Ни одного человека ученый не встретил до самого храма. Там профессор, задрав голову, приковался к золотому шлему. Солнце сладостно лизало его с одной стороны.

– Как же раньше я не видал его, какая случайность?.. Тьфу, дурак, – профессор наклонился и задумался, глядя на разно обутые ноги, – гм… как же быть? К Панкрату вернуться? Нет, его не разбудишь. Бросить ее, подлую, жалко. Придется в руках нести. – Он снял калошу и брезгливо понес ее.

На стареньком автомобиле с Пречистенки выехали трое. Двое пьяненьких и на коленях у них ярко раскрашенная женщина в шелковых шароварах по моде 28-го года.

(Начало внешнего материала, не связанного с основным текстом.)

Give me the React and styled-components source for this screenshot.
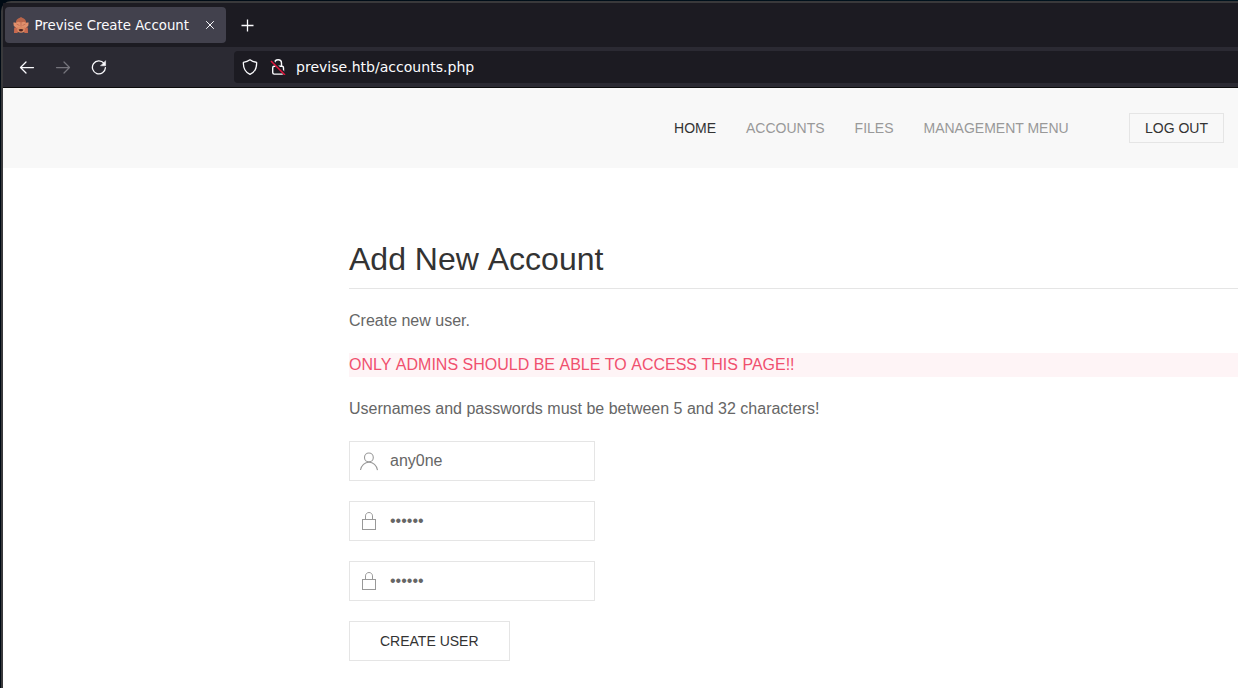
import React from "react";
import styled, { createGlobalStyle } from "styled-components";

const Global = createGlobalStyle`
  *, *::before, *::after { box-sizing: border-box; }
  body { margin: 0; overflow: hidden; background: #001420; }
`;

const Desktop = styled.div`
  height: 688px;
  padding-top: 1px;
  overflow: hidden;
  background: linear-gradient(90deg, #000a14, #00141f);
  font-family: "Liberation Sans", Arial, sans-serif;
`;

const Window = styled.div`
  display: flex;
  flex-direction: column;
  height: 687px;
  margin-left: 1px;
  border: solid #39393b;
  border-width: 2px 0 0 2px;
  border-top-left-radius: 10px;
  background: #39393b;
`;

const Chrome = styled.div`
  font: 14px "DejaVu Sans", sans-serif;
  color: #fbfbfe;
  border-bottom: 1px solid #0c0c0d;
`;

const TabStrip = styled.div`
  display: flex;
  align-items: center;
  height: 44px;
  padding-left: 2px;
  background: #1c1b22;
`;

const Tab = styled.div`
  display: flex;
  align-items: center;
  width: 221px;
  height: 36px;
  padding: 0 11px 0 8px;
  border-radius: 4px;
  background: #42414d;
  white-space: nowrap;
`;

const TabTitle = styled.span`
  flex: 1;
  margin-left: 5.5px;
  font-size: 13.33px;
`;

const NewTab = styled.div`
  display: flex;
  margin-left: 14px;
`;

const Toolbar = styled.div`
  display: flex;
  align-items: center;
  height: 40px;
  padding-left: 16px;
  background: #2b2a33;
`;

const NavButtons = styled.div`
  display: flex;
  gap: 20px;
  width: 215px;
`;

const AddressBar = styled.div`
  display: flex;
  align-items: center;
  flex: 1;
  height: 32px;
  padding-left: 8px;
  border-radius: 4px 0 0 4px;
  background: #1c1b22;
`;

const Address = styled.span`
  margin-left: 10px;
  font-size: 14.05px;
`;

const Icon = styled.svg`
  display: block;
  flex: none;
  fill: none;
  stroke: ${(p) => p.$color || "#fbfbfe"};
  stroke-width: ${(p) => p.$weight ?? 1.4};
  margin-left: ${(p) => p.$gap || 0}px;
`;

const Page = styled.div`
  flex: 1;
  background: #fff;
`;

const Navbar = styled.nav`
  display: flex;
  align-items: center;
  justify-content: flex-end;
  height: 80px;
  padding-right: 14px;
  background: #f8f8f8;
  font-size: 14px;
  text-transform: uppercase;
`;

const NavLink = styled.a`
  padding: 0 15px;
  color: ${(p) => (p.$active ? "#333" : "#999")};
`;

const Button = styled.button`
  height: ${(p) => (p.$small ? 30 : 40)}px;
  padding: 0 ${(p) => (p.$small ? 15 : 30)}px;
  margin-left: ${(p) => (p.$small ? 45.3 : 0)}px;
  border: 1px solid #e5e5e5;
  background: transparent;
  color: #333;
  font: 14px "Liberation Sans", Arial, sans-serif;
  line-height: ${(p) => (p.$small ? 28 : 38)}px;
  text-transform: uppercase;
`;

const Section = styled.main`
  padding: 70px 0 0 346px;
  color: #666;
  font-size: 16px;
  line-height: 24px;
`;

const Heading = styled.h2`
  margin: 0 0 20px;
  padding: 1px 0 7.4px;
  border-bottom: 1px solid #e5e5e5;
  color: #333;
  font-size: 32px;
  font-weight: 400;
  line-height: 41.6px;
`;

const Text = styled.p`
  margin: 0 0 20px;
  color: ${(p) => (p.$danger ? "#f0506e" : "#666")};
  background: ${(p) => (p.$danger ? "#fef4f6" : "transparent")};
`;

const Word = styled.span`
  display: inline-block;
`;

const Form = styled.form`
  display: flex;
  flex-direction: column;
  align-items: flex-start;
  gap: 20px;
`;

const Field = styled.label`
  display: flex;
  align-items: center;
  width: 246px;
  height: 40px;
  padding-left: 9px;
  border: 1px solid #e5e5e5;
`;

const Input = styled.input`
  flex: 1;
  min-width: 0;
  height: 38px;
  margin: 0 0 0 11px;
  padding: 0;
  border: 0;
  outline: 0;
  background: transparent;
  color: #666;
  font: 16px "Liberation Sans", Arial, sans-serif;
`;

// Keeps the kerning inside each word and the full width of the spaces.
const Words = ({ children }) =>
  children.split(" ").map((word, i) => (
    <React.Fragment key={i}>
      {i > 0 && " "}
      <Word>{word}</Word>
    </React.Fragment>
  ));

const Monkey = () => (
  <Icon width="16" height="16" viewBox="0 0 16 16" $color="none">
    <path d="M2.800 6C2.800 3 4.500 1.400 6.800.8L8 0l1.200.8C11.500 1.400 13.200 3 13.200 6v9H2.800z" fill="#b9654a" />
    <path d="M1.200 10.500h4L4.600 16H1zM14.800 10.500h-4l.6 5.500H15z" fill="#c8694f" />
    <ellipse cx="8" cy="12.300" rx="3.800" ry="3.500" fill="#d98a63" />
    <path d="M.3 5.200l.9.800.6-.9.900 1 2.300-1.300L8 5.400l3-.6 2.300 1.300.9-1 .6.900.9-.8-.5 3.800L12.500 11 8 9.600 3.500 11 .8 9z" fill="#e1906c" />
    <path d="M3.500 7l3 1.500M12.500 7l-3 1.500M8 5.500v4" stroke="#b6644c" strokeWidth=".7" />
    <path d="M5.600 12.400Q8 11.600 10.400 12.400 10 14.400 8 14.400T5.600 12.400" fill="#4b211f" />
  </Icon>
);

const UserIcon = () => (
  <Icon width="20" height="20" viewBox="0 0 20 20" $color="#999" $weight="1.1">
    <circle cx="9.900" cy="6.400" r="4.400" />
    <path d="M1.500,19 C2.300,14.500 5.800,11.200 10,11.200 C14.200,11.200 17.700,14.600 18.500,19.200" />
  </Icon>
);

const LockIcon = () => (
  <Icon width="20" height="20" viewBox="0 0 20 20" $color="#999" $weight="1">
    <rect x="3.500" y="8.500" width="13" height="10" />
    <path d="M6.500,8 L6.500,4.880 C6.500,3.010 8.070,1.500 10,1.500 C11.930,1.500 13.500,3.010 13.500,4.880 L13.500,8" />
  </Icon>
);

const Arrow = ({ flip, color }) => (
  <Icon width="16" height="16" viewBox="0 0 16 16" $color={color} $weight="1.250" strokeLinecap="round" strokeLinejoin="round">
    <path d={flip ? "M1.500 8.500h13M9 3l5.500 5.500L9 14" : "M14.500 8.500h-13M7 3L1.500 8.500 7 14"} />
  </Icon>
);

export default function App() {
  return (
    <Desktop>
      <Global />
      <Window>
        <Chrome>
          <TabStrip>
            <Tab>
              <Monkey />
              <TabTitle>Previse Create Account</TabTitle>
              <Icon width="10" height="10" viewBox="0 0 10 10" $weight="1">
                <path d="M1.200 1.200l7.600 7.600M8.800 1.200L1.200 8.800" />
              </Icon>
            </Tab>
            <NewTab>
              <Icon width="16" height="16" viewBox="0 0 16 16" $weight="1.300">
                <path d="M7.500 2.500v12M1.500 8.500h12" />
              </Icon>
            </NewTab>
          </TabStrip>
          <Toolbar>
            <NavButtons>
              <Arrow />
              <Arrow flip color="#75747c" />
              <Icon width="16" height="16" viewBox="0 0 16 16" $weight="1.300" strokeLinecap="round">
                <path d="M12.900 4.200A6.500 6.500 0 1 0 14.400 8.700" />
                <path d="M14.600 2v4.800H9.800z" fill="#fbfbfe" strokeWidth=".5" />
              </Icon>
            </NavButtons>
            <AddressBar>
              <Icon width="16" height="16" viewBox="0 0 16 16" $weight="1.300" strokeLinejoin="round">
                <path d="M8 .8c2 1.500 4 2.200 6.600 2.500.3 5-1.500 9.700-6.600 12.100C2.900 13 1.100 8.300 1.400 3.300 4 3 6 2.300 8 .8z" />
              </Icon>
              <Icon width="16" height="16" viewBox="0 0 16 16" $gap={12}>
                <path d="M4.700 7.500V4.200a3.400 3.400 0 0 1 6.800 0v3.300" />
                <rect x="2.700" y="7.300" width="10.800" height="7.800" rx="1.500" />
                <path d="M1.500 1.500l14 14" stroke="#1c1b22" strokeWidth="3" />
                <path d="M1 2l14 14" stroke="#e2143c" strokeWidth="1.500" />
              </Icon>
              <Address>previse.htb/accounts.php</Address>
            </AddressBar>
          </Toolbar>
        </Chrome>
        <Page>
          <Navbar>
            <NavLink $active>Home</NavLink>
            <NavLink>Accounts</NavLink>
            <NavLink>Files</NavLink>
            <NavLink>Management Menu</NavLink>
            <Button $small>Log Out</Button>
          </Navbar>
          <Section>
            <Heading><Words>Add New Account</Words></Heading>
            <Text>Create new user.</Text>
            <Text $danger><Words>ONLY ADMINS SHOULD BE ABLE TO ACCESS THIS PAGE!!</Words></Text>
            <Text>Usernames and passwords must be between 5 and 32 characters!</Text>
            <Form>
              <Field>
                <UserIcon />
                <Input type="text" defaultValue="any0ne" />
              </Field>
              <Field>
                <LockIcon />
                <Input type="password" defaultValue="secret" />
              </Field>
              <Field>
                <LockIcon />
                <Input type="password" defaultValue="secret" />
              </Field>
              <Button type="button">Create User</Button>
            </Form>
          </Section>
        </Page>
      </Window>
    </Desktop>
  );
}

– Эх, папаша! – крикнула она низким сиповатым голосом. – Что ж ты другую-то калошку пропил?

Видно, в «Альказаре» набрался старичок, – завыл левый пьяненький, правый высунулся из автомобиля и прокричал:

– Отец, что, ночная на Волхонке открыта? Мы туда!

Профессор строго посмотрел на них поверх очков, выронил изо рта папиросу и тотчас забыл об их существовании. На Пречистенском бульваре рождалась солнечная прорезь, а шлем Христа начал пылать. Вышло солнце.